LANSING, Mich. (Legal Newsline) – A contract dispute over electronic bingo equipment between two Michigan gaming companies and a Minnesota video game business is on its way back to the Genesee Circuit Court to rethink its earlier $2.3 million judgment in the case.
In its nine-page opinion issued Dec. 12, a Michigan Court of Appeals three-judge panel reversed the lower court's decision. The appeals court panel found the lower court "erred when it pierced the corporate veil" and ruled one gaming company was liable for the other gaming company's breach of contract.
The parties in the dispute are Fraternal Enterprises, an electronic bingo servicer based in Grand Blanc, Michigan; Blue Bay South, an online gaming retailer headquartered in Jackson, Michigan; and Aeon Gaming LLC, a video game company in St. Paul, Minnesota.
"The trial court also erred in awarding monetary damages to Aeon Gaming LLC based on its conclusion that the parties' contract provided a damages remedy if Fraternal failed to purchase a minimum number of units per year," the opinion states. "Finally, the trial court erred in its award of damages to Aeon related to maintenance fees."
Judges Brock A. Swartzle, Jane E. Markey and James Robert Redford heard the case.
The term of Markey, first elected to the court in 1994 and who previously served as a district court judge and as a prehearing attorney and law clerk for the Michigan Court of Appeals, expired Jan. 1.
The case stems from a June 2007 exclusive license and manufacturing agreement between Fraternal Enterprises and Aeon Gaming.
In that agreement, Fraternal Enterprises received exclusive rights in Michigan to sell, market and lease Aeon Gaming's products under a limited license, so long as Fraternal Enterprises paid Aeon Gaming for installation of 400 bingo units each year.
Aeon Gaming also agreed to repair or replace any units that developed issues and to pay a maintenance fee of $1 per unit per day beginning three years after the contract was executed.
Blue Bay South acquired Fraternal Enterprises in 2008 and the three companies agreed to an addendum to the agreement, which allowed for 400 units each year for four years beginning in 2009. The addendum also reduced the maintenance fee to 50 cents per unit per day, with the understanding that the fee would not be charged for units being purchased on an installment basis.
Fraternal Enterprises also had the option to opt out of the maintenance agreement after the first 90 days of a unit being paid for or three years after payments began, whichever was earlier.
All three companies testified at trial that the bingo units had battery issues but disputed the extent of those issues and whether Aeon Gaming resolved those issues.
"The parties agreed that the units frequently had cracked screens, though both parties acknowledged this was in part because charitable-bingo volunteers improperly stacked the units on top of each other instead of using the racks that Aeon provided to transport them," the opinion said.
After a bench trial, a Genesee Circuit Court judge found that Fraternal Enterprises agreed to purchase 2,000 units and breached that agreement when the company purchased only 990 units.
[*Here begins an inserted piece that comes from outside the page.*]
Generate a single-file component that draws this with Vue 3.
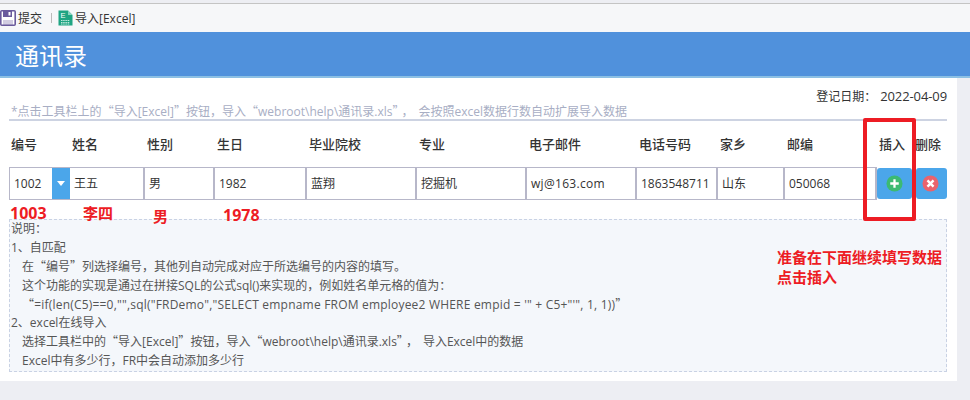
<script setup>
const headers = ['编号','姓名','性别','生日','毕业院校','专业','电子邮件','电话号码','家乡','邮编'];
const cells = ['王五','男','1982','蓝翔','挖掘机','wj@163.com','1863548711','山东','050068'];
</script>

<template>
  <div class="page">
    <div class="toolbar">
      <svg class="ico" width="16" height="16" viewBox="0 0 16 16"><rect x="0.8" y="0.8" width="14.4" height="14.4" rx="1" fill="#fff" stroke="#6a5a9c" stroke-width="1.6"/><rect x="3" y="1" width="9" height="6" fill="#6a5a9c"/><rect x="8.5" y="2" width="2" height="3.5" fill="#fff"/><rect x="3" y="10" width="10" height="5" fill="#6a5a9c" opacity=".3"/></svg>
      <span class="tool-label">提交</span>
      <span class="sep"></span>
      <svg class="ico" width="15" height="16" viewBox="0 0 15 16"><path d="M0.5 0.5H10L14.5 5V15.5H0.5Z" fill="#1fa583"/><path d="M10 .5L14.5 5H10Z" fill="#8ad3c0"/><text x="2.5" y="8" font-size="7.5" fill="#fff" font-family="Liberation Sans">E</text><path d="M3 10.5H12M3 12.5H12M3 14H12" stroke="#bfe8dd" stroke-width="1" stroke-dasharray="1.5 .7"/></svg>
      <span class="tool-label">导入[Excel]</span>
    </div>
    <div class="title">通讯录</div>
    <main class="panel">
      <div class="date">登记日期：<span class="dv">2022-04-09</span></div>
      <div class="hint">*点击工具栏上的<span class="q">“</span>导入[Excel]<span class="q">”</span>按钮，导入<span class="q">“</span>webroot\help\通讯录.xls<span class="q">”</span><span class="comma">，</span>会按照excel数据行数自动扩展导入数据</div>
      <div class="grid heads">
        <div v-for="h in headers" :key="h">{{ h }}</div>
        <div>插入</div>
        <div class="del">删除</div>
      </div>
      <div class="grid row">
        <div class="cell first"><span>1002</span><i class="drop"></i></div>
        <div v-for="c in cells" :key="c" class="cell" :class="{ mail: c.includes('@') }">{{ c }}</div>
        <button class="btn"><svg width="17" height="17" viewBox="0 0 18 18"><circle cx="9" cy="9" r="8.5" fill="#3cba72"/><path d="M9 4.5v9M4.5 9h9" stroke="#fff" stroke-width="2.4"/></svg></button>
        <button class="btn second"><svg width="17" height="17" viewBox="0 0 18 18"><circle cx="9" cy="9" r="8.5" fill="#ea636d"/><path d="M5.8 5.8l6.4 6.4M12.2 5.8l-6.4 6.4" stroke="#fff" stroke-width="2.6"/></svg></button>
      </div>
      <div class="notes">
        <p>说明：</p>
        <p>1、自匹配</p>
        <p class="in">在<span class="q">“</span>编号<span class="q">”</span>列选择编号，其他列自动完成对应于所选编号的内容的填写。</p>
        <p class="in">这个功能的实现是通过在拼接SQL的公式sql()来实现的，例如姓名单元格的值为：</p>
        <p class="in formula"><span class="q">“</span>=if(len(C5)==0,"",sql("FRDemo","SELECT empname FROM employee2 WHERE empid = '" + C5+"'", 1, 1))<span class="q">”</span></p>
        <p>2、excel在线导入</p>
        <p class="in">选择工具栏中的<span class="q">“</span>导入[Excel]<span class="q">”</span>按钮，导入<span class="q">“</span>webroot\help\通讯录.xls<span class="q">”</span><span class="comma">，</span>导入Excel中的数据</p>
        <p class="in">Excel中有多少行，FR中会自动添加多少行</p>
      </div>
      <span class="red r1">1003</span>
      <span class="red r2">李四</span>
      <span class="red r3">男</span>
      <span class="red r4">1978</span>
      <div class="red r5">准备在下面继续填写数据<br>点击插入</div>
      <div class="redbox"></div>
    </main>
  </div>
</template>

<style>
html, body { margin: 0; background: #edeef3; }
</style>

<style scoped>
.page {
  width: 970px; height: 400px; overflow: hidden; background: #edeef3; position: relative;
  font-family: "Open Sans", "Noto Sans CJK SC", sans-serif; font-size: 12px; color: #333;
}
.q { font-family: "Noto Sans CJK SC", sans-serif; line-height: 0; }
.comma { margin: 0 5px 0 3px; }
.toolbar {
  margin-top: 3px; border-top: 1px solid #c4c4c4; background: #f6f7f9;
  display: flex; align-items: center; box-sizing: border-box; height: 29px;
}
.ico { flex: none; }
.tool-label { margin-left: 2px; color: #333; }
.sep { width: 1px; height: 10px; background: #bbb; margin: 0 6px 0 9px; }
.title {
  height: 44px; line-height: 48px; background: #5091dc; border-bottom: 2px solid #8cc0e4;
  color: #fff; font-size: 24px; padding-left: 15px;
}
.panel {
  position: relative; width: 957px; height: 303px; background: #fff; box-sizing: border-box; padding: 0 10px 0 9px;
}
.date { text-align: right; height: 16px; line-height: 16px; padding-top: 10px; color: #333; }
.dv { font-size: 13px; margin-left: 4px; letter-spacing: -.1px; }
.hint {
  height: 15px; line-height: 15px; border-bottom: 2px solid #cdd3e2;
  color: #a8aec4; padding-left: 2px; white-space: nowrap;
}
.grid {
  display: grid;
  grid-template-columns: 61px 75px 70px 92px 110px 110px 110px 81px 67px 92px 35px 35px;
}
.heads { margin-top: 13px; height: 20px; line-height: 20px; font-size: 13px; font-weight: 500; color: #333; padding-left: 2px; margin-right: -2px; }
.del { padding-left: 1px; }
.row { margin-top: 13px; height: 33px; }
.cell {
  border: 1px solid #b7b7c9; border-left-width: 0; border-right-width: 2px; box-sizing: border-box; padding-left: 4px;
  line-height: 31px; font-size: 12px; white-space: nowrap; overflow: hidden;
}
.mail { letter-spacing: .3px; }
.first { display: flex; border-left-width: 1px; justify-content: space-between; padding-right: 0; border-right-width: 0; }
.drop { width: 18px; background: #4ba6ea; position: relative; display: block; }
.drop::after {
  content: ""; position: absolute; left: 5px; top: 13px;
  border-left: 4px solid transparent; border-right: 4px solid transparent; border-top: 5px solid #fff;
}
.btn {
  border: 0; padding: 0; height: 31px; margin: 1px 0 0; background: #4ba6ea; border-radius: 3px;
  display: flex; align-items: center; justify-content: center;
}
.second { margin-left: 4px; border-radius: 3px; width: 31px; padding-right: 3px; }
.notes {
  margin-top: 19px; height: 153px; box-sizing: border-box; border: 1px dashed #c9d2e4; background: #f4f7fb;
  padding: 0 1px; color: #555;
}
.notes p { margin: 0; white-space: nowrap; height: 18.9px; line-height: 18.9px; }
.notes .in { padding-left: 11px; }
.formula { letter-spacing: .2px; }
.red { position: absolute; color: #ed1c24; font-weight: 700; font-size: 15px; line-height: 14px; }
.r1 { left: 10px; top: 128px; font-size: 16px; }
.r2 { left: 83px; top: 128px; }
.r3 { left: 153px; top: 131px; }
.r4 { left: 223px; top: 130px; font-size: 16px; }
.r5 { left: 777px; top: 169px; line-height: 20px; }
.redbox { position: absolute; left: 863px; top: 40px; width: 53px; height: 103px; border: 4px solid #ed1c24; border-radius: 2px; box-sizing: border-box; }
</style>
The lower court also found that Fraternal Enterprises failed to pay for 90 days of required maintenance fees for the 2,000 units and pierced Fraternal Enterprises corporate veil to hold Blue Bay jointly and severally liable for damages.
The trial court judge awarded Aeon Gaming $2.3 million, plus costs and interest.
Fraternal Enterprises and Blue Bay appealed, with Fraternal Enterprises arguing that it had opted out of paying maintenance on the units.
Aeon Gaming countered that Fraternal Enterprise could not opt out of the maintenance agreement until 90 days elapsed from the time the units were paid off or Fraternal Enterprises paid maintenance charges for three years.
"We conclude that both parties' positions are partially correct and partially incorrect," the appeals court panel said in its opinion. "The trial court erred by applying the maintenance fee to units that Fraternal was purchasing on an installment basis, but it did not err by applying the maintenance fee to any units that Fraternal had paid off but had not yet paid maintenance on for 90 days when Fraternal opted out of the maintenance agreement."